Coudray’s claims echo the row over chlorinated chicken. The practice of washing poultry meat with chlorine is common in the US but banned in the UK. The government has said it will not allow the import of chlorinated chicken and hormone-treated beef under a transatlantic trade deal, but has refused to sign those pledges into law.

The US processed meat industry uses nitrites derived from celery juice to cure pig meat, keep it pink and preserve it so it can stay on supermarket shelves longer. Nitrites are harmless in themselves, but when they are cooked and ingested, they produce nitrosamines which are carcinogenic.

In 2015 the World Health Organization linked 34,000 worldwide cases of colorectal cancer a year to diets high in processed meats. Its report – based on epidemiological data from hundreds of thousands of people – advised that eating 50g of processed meat a day, the equivalent of a couple of bacon rashers, raised the risk of bowel cancer by 18% over a lifetime.

Coudray, whose book is published this week, said: “The American meat industry uses celery juice nitrites to cure bacon and ham. The Americans overtly mislead their consumers by claiming their products are ‘nitrite-free’ or ‘all natural’, whereas such claims have been banned in Europe.

“A free trade deal between the UK and the US poses a real risk of flooding the British market with dangerous bacon. As a result of inaccurate and misleading American packaging, consumers will have no way of knowing which products are genuinely safer.”

Despite its ban on vegetable-derived nitrites, the EU continues to allow conventional nitrites. But, said Coudray, progressive meat producers in the UK, France, Italy, Germany and Denmark had “taken great strides” in recent years to remove all nitrites from their products. For example, Italian producers have made Prosciutto di Parma for three decades without the use of nitrites. Naked Bacon, the UK’s biggest bacon brand, is also nitrite-free.

“France is considering banning nitrites altogether in a landmark bill before the French parliament,” said Coudray. “It is time the UK government did the same – and guaranteed these substandard American products will be banned entry into Britain.”

Bee Wilson, a food historian and writer who contributed a foreword to Coudray’s book, told the Observer: “The really interesting thing to watch is whether the French ban on nitrite-cured meat will come into force. If it does, this will be a huge shift in food policy which could encourage other governments in Europe to follow suit. But at the moment there is no sign of the rest of the EU following France.
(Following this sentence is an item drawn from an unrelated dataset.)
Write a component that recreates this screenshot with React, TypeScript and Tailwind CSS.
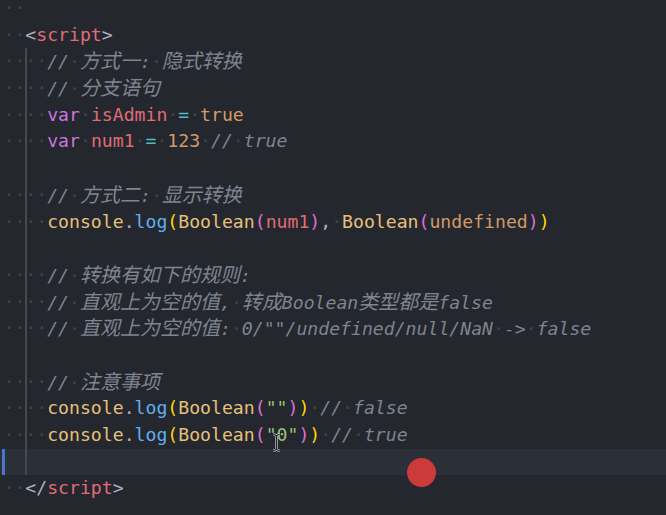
type Tok = [string, string?];

const KIND: Record<string, string> = {
  p: "text-[#abb2bf]",
  t: "text-[#e06c75]",
  c: "text-[#7f848e] italic",
  k: "text-[#c678dd]",
  v: "text-[#e06c75]",
  o: "text-[#56b6c2]",
  n: "text-[#d19a66]",
  y: "text-[#e5c07b]",
  f: "text-[#61afef]",
  b1: "text-[#ffd700]",
  b2: "text-[#da70d6]",
  s: "text-[#98c379]",
};

const SP: Tok = ["    "];

const lines: Tok[][] = [
  [["  "]],
  [["  "], ["<", "p"], ["script", "t"], [">", "p"]],
  [SP, ["// 方式一: 隐式转换", "c"]],
  [SP, ["// 分支语句", "c"]],
  [SP, ["var", "k"], [" "], ["isAdmin", "v"], [" "], ["=", "o"], [" "], ["true", "n"]],
  [SP, ["var", "k"], [" "], ["num1", "v"], [" "], ["=", "o"], [" "], ["123", "n"], [" "], ["// true", "c"]],
  [],
  [SP, ["// 方式二: 显示转换", "c"]],
  [
    SP,
    ["console", "y"], [".", "p"], ["log", "f"], ["(", "b1"], ["Boolean", "y"], ["(", "b2"], ["num1", "v"], [")", "b2"],
    [",", "p"], [" "], ["Boolean", "y"], ["(", "b2"], ["undefined", "n"], [")", "b2"], [")", "b1"],
  ],
  [],
  [SP, ["// 转换有如下的规则:", "c"]],
  [SP, ["// 直观上为空的值, 转成Boolean类型都是false", "c"]],
  [SP, ["// 直观上为空的值: 0/\"\"/undefined/null/NaN -> false", "c"]],
  [],
  [SP, ["// 注意事项", "c"]],
  [
    SP,
    ["console", "y"], [".", "p"], ["log", "f"], ["(", "b1"], ["Boolean", "y"], ["(", "b2"], ["\"\"", "s"], [")", "b2"],
    [")", "b1"], [" "], ["// false", "c"],
  ],
  [
    SP,
    ["console", "y"], [".", "p"], ["log", "f"], ["(", "b1"], ["Boolean", "y"], ["(", "b2"], ["\"0\"", "s"], [")", "b2"],
    [")", "b1"], [" "], ["// true", "c"],
  ],
  [],
  [["  "], ["</", "p"], ["script", "t"], [">", "p"]],
];

const CJK = /([\u3000-\u303f\u4e00-\u9fff\uff00-\uffef]+)/;

// spaces shown as dim dots, CJK runs a bit larger like the editor fallback
function Piece({ text }: { text: string }) {
  return (
    <>
      {text.split(/( +)/).map((part, i) => {
        if (!part) return null;
        if (part[0] === " ")
          return (
            <span key={i} className="text-[#3e424a] not-italic">
              {"·".repeat(part.length)}
            </span>
          );
        return part.split(CJK).map((seg, j) =>
          CJK.test(seg) ? (
            <span key={`${i}-${j}`} className="text-[20px] font-['Noto_Sans_CJK_SC',sans-serif]">
              {seg}
            </span>
          ) : (
            <span key={`${i}-${j}`}>{seg}</span>
          )
        );
      })}
    </>
  );
}

export default function App() {
  return (
    <div className="relative h-[515px] w-[666px] overflow-hidden bg-[#24272e] font-['DejaVu_Sans_Mono','Noto_Sans_CJK_SC',monospace] text-[18.15px]">
      <div className="-mt-[5px] flex flex-col">
        {lines.map((toks, i) => (
          <div
            key={i}
            className={
              i === 17
                ? "flex h-[26.7px] items-center whitespace-pre bg-[#2b2f37] pl-[3.5px] leading-[26.7px]"
                : "flex h-[26.7px] items-center whitespace-pre pl-[3.5px] leading-[26.7px]"
            }
          >
            {i === 17 && <span className="-ml-[2px] h-full w-[3px] bg-[#4a74c9]" />}
            {toks.map(([text, kind], j) => (
              <span key={j} className={kind ? KIND[kind] : ""}>
                <Piece text={text} />
              </span>
            ))}
          </div>
        ))}
      </div>

      {/* indent guide */}
      <div className="absolute left-[25px] top-[48px] h-[427px] w-[2px] bg-[#44484f]" />

      {/* click marker */}
      <div className="absolute left-[407px] top-[458px] h-[29px] w-[29px] rounded-full bg-[#cc3a3a]" />

      {/* mouse I-beam */}
      <svg className="absolute left-[272px] top-[433px]" width="9" height="19" viewBox="0 0 9 19" fill="none">
        <path d="M1.5 1.5 Q4.5 1.5 4.5 4 V15 Q4.5 17.5 1.5 17.5 M7.5 1.5 Q4.5 1.5 4.5 4 M7.5 17.5 Q4.5 17.5 4.5 15" stroke="#cfd2d6" strokeWidth="2.4" />
        <path d="M1.5 1.5 Q4.5 1.5 4.5 4 V15 Q4.5 17.5 1.5 17.5 M7.5 1.5 Q4.5 1.5 4.5 4 M7.5 17.5 Q4.5 17.5 4.5 15" stroke="#1d1f23" strokeWidth="1.1" />
      </svg>
    </div>
  );
}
“The traditions of curing bacon with these chemicals became established at a time when no one knew that they caused any harm. But now that we do know that they cause harm, the question is what to do next. [This] needs tougher regulation at a governmental level so that the whole industry is forced to change in unison.”

Coudray’s book also reveals aggressive lobbying by the US meat industry to overturn a UK ban on nitrite-cured meat during the second world war amid shortages of bacon and ham. Confidential diplomatic cables obtained by Coudray show the head of the US Bureau of Animal Industry accusing the British of “unfair discrimination”. The British board of trade warned that the US was “very disturbed about this matter”, “will not let it rest”, and “might be expected to take reprisals”.

US nitrite-cured bacon was allowed into Britain in 1944, prompting a 20-year campaign by the UK’s processed meat industry to be allowed to use nitrites. It was eventually successful.